What Obama now fails to realize is, that having emasculated US strategic projection and coercive authority, other states no longer need to listen and comply. This situation will [become] increasingly evident.

If this sad fact is the case, the one time I would welcome it being evident is this December, when the International Court of Justice rules on the illegality of the Kosovo secession from Serbia. All five members of the UN Security Council plan to be actively involved in those deliberations — with the US, Great Britain and France on one side, and Russia and China on the other. Every country in the world will be watching with interest as it decides whether to follow Washington’s instructions and recognize Kosovo, or whether to preserve international order, and decline. Meanwhile, the 62 countries who have already recognized Kosovo will have the option to withdraw that recognition after hearing the Court’s non-binding ruling. Let’s hope that one good thing can come out of our shameful squandering of the global position that our forbears built for us.

But Copley’s article is much wider in scope and implication than this one example I extrapolated it for, so here it is:

Early Warning
By Gregory R. Copley

The Extinction of Superpowers

IT WAS CLEAR, WITH THE END OF THE Cold War in 1990, that the Eastern and Western blocs would disintegrate, and the one remaining superpower - the United States, the cornerstone of the Western bloc - would not long remain unassailed. The world, as I forecast then, would return rapidly to multipolarism, and re-form into new alignments. There was a forlorn hope in some quarters in the US that it would retain its superpower capabilities, and that its writ would remain unassailable.

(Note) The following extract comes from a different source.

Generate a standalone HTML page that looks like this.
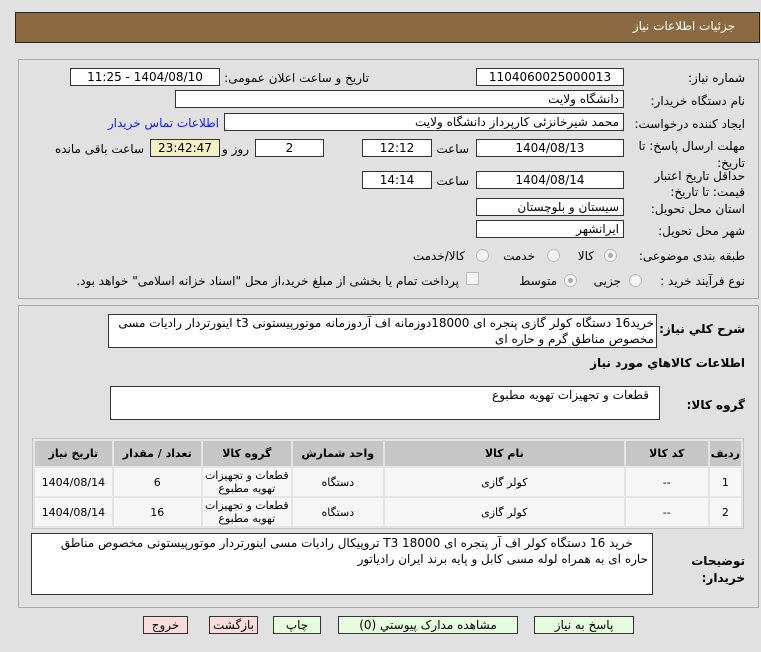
<!DOCTYPE html>
<html><head><meta charset="utf-8"><style>
body{margin:0;width:761px;height:652px;background:#e1e1e1;font-family:"DejaVu Sans","Liberation Sans",sans-serif;font-size:12px;color:#000;position:relative;overflow:hidden;direction:rtl}
.a{position:absolute;white-space:nowrap}
.f{position:absolute;background:#fff;border:1px solid #333;box-sizing:border-box;height:18px;line-height:16px;font-size:12px}
.c{text-align:center}
.r{text-align:right;padding-right:4px}
.l{position:absolute;white-space:nowrap;text-align:right}
.rad{position:absolute;width:13px;height:13px;border-radius:50%;border:1px solid #bbb;background:#f4f4f4;box-sizing:border-box}
.rad.on::after{content:"";position:absolute;left:3px;top:3px;width:5px;height:5px;border-radius:50%;background:#aaa}
.btn{position:absolute;top:616px;height:18px;border:1px solid #333;box-sizing:border-box;text-align:center;line-height:16px;font-size:12px}
table{position:absolute;left:32px;top:438px;width:712px;border-collapse:separate;border-spacing:2px;background:#e4e4e4;border:1px solid #c4c4c4;font-size:11px}
td,th{text-align:center;height:26px}
th{background:#c6c6c6;font-weight:bold;height:23px}
td{background:#f6f6f6}
</style></head><body>
<div class="a" style="left:15px;top:12px;width:745px;height:31px;background:#8b6a41;border:1px solid #222;box-sizing:border-box"></div>
<div class="a" style="right:26px;top:19px;color:#fff;font-size:12px">جزئیات اطلاعات نیاز</div>

<div class="a" style="left:18px;top:59px;width:741px;height:240px;border:1px solid #aaa;box-sizing:border-box"></div>

<div class="l" style="right:16px;top:71px">شماره نیاز:</div>
<div class="f c" style="left:476px;top:68px;width:148px">1104060025000013</div>
<div class="l" style="right:392px;top:71px">تاریخ و ساعت اعلان عمومی:</div>
<div class="f c" style="left:70px;top:68px;width:150px">1404/08/10 - 11:25</div>

<div class="l" style="right:16px;top:94px">نام دستگاه خریدار:</div>
<div class="f r" style="left:175px;top:90px;width:449px">دانشگاه ولایت</div>

<div class="l" style="right:16px;top:117px">ایجاد کننده درخواست:</div>
<div class="f r" style="left:224px;top:113px;width:400px">محمد شیرخانزئی کارپرداز دانشگاه ولایت</div>
<div class="l" style="right:542px;top:116px;color:#1a1aff">اطلاعات تماس خریدار</div>

<div class="l" style="right:16px;top:138px;line-height:17px;text-align:right">مهلت ارسال پاسخ: تا<br>تاریخ:</div>
<div class="f c" style="left:476px;top:139px;width:148px">1404/08/13</div>
<div class="l" style="right:292px;top:142px">ساعت</div>
<div class="f c" style="left:362px;top:139px;width:70px">12:12</div>
<div class="f c" style="left:255px;top:139px;width:69px">2</div>
<div class="l" style="right:512px;top:142px">روز و</div>
<div class="f c" style="left:150px;top:139px;width:70px;background:#f3f0c6">23:42:47</div>
<div class="l" style="right:617px;top:142px">ساعت باقی مانده</div>

<div class="l" style="right:16px;top:168px;line-height:16px">حداقل تاریخ اعتبار<br>قیمت: تا تاریخ:</div>
<div class="f c" style="left:476px;top:171px;width:148px">1404/08/14</div>
<div class="l" style="right:292px;top:174px">ساعت</div>
<div class="f c" style="left:362px;top:171px;width:70px">14:14</div>

<div class="l" style="right:16px;top:202px">استان محل تحویل:</div>
<div class="f r" style="left:476px;top:198px;width:148px">سیستان و بلوچستان</div>
<div class="l" style="right:16px;top:224px">شهر محل تحویل:</div>
<div class="f r" style="left:476px;top:220px;width:148px">ایرانشهر</div>

<div class="l" style="right:16px;top:249px">طبقه بندی موضوعی:</div>
<div class="rad on" style="left:604px;top:249px"></div><div class="l" style="right:167px;top:249px">کالا</div>
<div class="rad" style="left:547px;top:249px"></div><div class="l" style="right:226px;top:249px">خدمت</div>
<div class="rad" style="left:476px;top:249px"></div><div class="l" style="right:296px;top:249px">کالا/خدمت</div>

<div class="l" style="right:16px;top:274px">نوع فرآیند خرید :</div>
<div class="rad" style="left:629px;top:274px"></div><div class="l" style="right:140px;top:274px">جزیی</div>
<div class="rad on" style="left:564px;top:274px"></div><div class="l" style="right:204px;top:274px">متوسط</div>
<div class="a" style="left:466px;top:272px;width:13px;height:13px;border:1px solid #bbb;background:#f4f4f4;box-sizing:border-box"></div>
<div class="l" style="right:302px;top:274px">پرداخت تمام یا بخشی از مبلغ خرید،از محل "اسناد خزانه اسلامی" خواهد بود.</div>

<div class="a" style="left:18px;top:305px;width:741px;height:303px;border:1px solid #aaa;box-sizing:border-box"></div>
<div class="l" style="right:16px;top:322px;font-weight:bold">شرح کلي نياز:</div>
<div class="f" style="left:108px;top:314px;width:549px;height:34px;white-space:normal;text-align:right;padding-right:2px;line-height:16px">خرید16 دستگاه کولر گازی پنجره ای 18000دوزمانه اف آردوزمانه موتورپیستونی t3 اینورتردار رادیات مسی مخصوص مناطق گرم و حاره ای</div>
<div class="l" style="right:16px;top:356px;font-weight:bold">اطلاعات کالاهاي مورد نياز</div>
<div class="l" style="right:16px;top:398px;font-weight:bold">گروه کالا:</div>
<div class="f" style="left:110px;top:386px;width:550px;height:34px;text-align:right;padding-right:10px">قطعات و تجهیزات تهویه مطبوع</div>

<table>
<tr><th style="width:27px">ردیف</th><th style="width:80px">کد کالا</th><th style="width:237px">نام کالا</th><th style="width:88px">واحد شمارش</th><th style="width:86px">گروه کالا</th><th style="width:85px">تعداد / مقدار</th><th>تاریخ نیاز</th></tr>
<tr><td>1</td><td>--</td><td>کولر گازی</td><td>دستگاه</td><td style="line-height:13px">قطعات و تجهیزات<br>تهویه مطبوع</td><td>6</td><td>1404/08/14</td></tr>
<tr><td>2</td><td>--</td><td>کولر گازی</td><td>دستگاه</td><td style="line-height:13px">قطعات و تجهیزات<br>تهویه مطبوع</td><td>16</td><td>1404/08/14</td></tr>
</table>

<div class="l" style="right:16px;top:553px;font-weight:bold;line-height:17px">توضیحات<br>خریدار:</div>
<div class="f" style="left:31px;top:533px;width:622px;height:62px;white-space:normal;text-align:right;padding:1px 4px 0 4px;line-height:16px">&nbsp;&nbsp;&nbsp;&nbsp;خرید 16 دستگاه کولر اف آر پنجره ای 18000 T3 تروپیکال رادیات مسی اینورتردار موتورپیستونی مخصوص مناطق حاره ای به همراه لوله مسی کابل و پایه برند ایران رادیاتور</div>

<div class="btn" style="left:534px;width:100px;background:#e6fbe0">پاسخ به نیاز</div>
<div class="btn" style="left:338px;width:180px;background:#e6fbe0">مشاهده مدارک پیوستي (0)</div>
<div class="btn" style="left:273px;width:48px;background:#e6fbe0">چاپ</div>
<div class="btn" style="left:209px;width:49px;background:#fbdcdc">بازگشت</div>
<div class="btn" style="left:143px;width:45px;background:#fbdcdc">خروج</div>
</body></html>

…[T]he US was well-equipped to transform; indeed, it was still the best-placed nation-state to transform sociologically, economically, scientifically, and militarily. If it wished to do so. If it could resist the urge to fritter its hitherto overwhelming strategic strength on all threats and irritants, regardless of the appropriateness of the action. Its strength in all arenas was squandered, as though the currency of its strength could be spent equally, without accounting, on every challenge.

The world has changed. The US did not change with it. On the contrary, without the critical discipline of a highly-capable and, yes, feared adversary, the US lost focus, lost urgency, lost whatever humility it had. It failed to re-invest adequately in the tools and humility to deal with the new world.

Even all of this did not point to an inevitable decline in the US, other than in relative terms, due to the rising multipolar and anomic environment. In other words, there was no real reason for the US to slide inevitably in all the vital strategic indicators.

Equally, there was no reason to suppose that the US would not, could not, reverse its strategic decline…And yet that is what it chose to do when it elected Barack Obama as President; he had committed to reducing all of the factors of US strength: economic innovation and capital formation skills; military strength; reliable strategic alliances; and the ability of the US to defend and enforce its interests globally.

…Obama has massively and rapidly reduced - and in places destroyed - the ability of the US economy to produce the wealth which makes all other strengths possible. Obama - compounding the corruption of the financial system which Congress began years earlier, mandating that the banking system fund non-viable loans to fulfill the populist promises of politicians - rapidly increased Government intervention into the US economy, meaning that a smaller private, productive sector has had to work harder to fund the expanding state sector, while being viewed as an “enemy of the state” by zealous statists.

Obama has covertly and overtly nationalized or neutralized key sectors of the economy; he has alienated the historical allies of the United States to a far more serious degree even than his predecessor, Pres. George W. Bush. He has begun the emasculation of the US Armed Forces, and still - even though he has consistently lied to, and alienated, the US’ most important allies - thinks that he, and Secretary of State Hillary Clinton, can berate, bully, and intimidate its allies and neutrals, and even a few minor adversaries, around the world.

What Obama now fails to realize is, that having emasculated US strategic projection and coercive authority, other states no longer need to listen and comply. This situation will becoming increasingly evident. The US strategic decline will be partially disguised by the reality that possibly no other military-economic power will, in the coming few years, eclipse it in absolute terms. But that power will essentially be dramatically reduced in meaning and options. The global absence of overwhelming threat, indeed, has also enabled the United Kingdom to cloak its disappearance into strategic irrelevance, apart from its uniquely capable Armed Forces, which continue to “punch above their weight,” despite the reality that the administrations of Tony Blair and Gordon Brown have squandered the strategic architecture which had taken a millennium to build.

But US Pres. Obama has no understanding of history, other than he wishes to eliminate what the US, and the West, has historically achieved.

Barack Obama took, as he said he would, strong steps to ensure that the US was no longer a dominant - or predatory - global power. That was his moral or political conviction; his vision that the US should no longer [be] the great capitalist superpower. And yet he expects to maintain, as US President, global authority in his own right. This is narcissism on a global scale. Rather than “speaking softly and carrying a big stick,” as US Pres. Theodore Roosevelt advocated, Ohama increasingly carries a smaller and smaller stick, and speaks more and more loudly. What proved to be a successful strategy for Teddy Roosevelt has been reversed by Barack Obama, and will, ipso facto, lead to US strategic decline.

This reality has already begun to be proven.

I ask again: can the US recover its strategic position before the global context eclipses it? Certainly. But the longer it waits to re-build its economic flexibility and confidence - and this means reigniting the market through less, not more, covert coercion - the more difficult the return of the US to great power status.

Some great powers, some empires, revive. Some.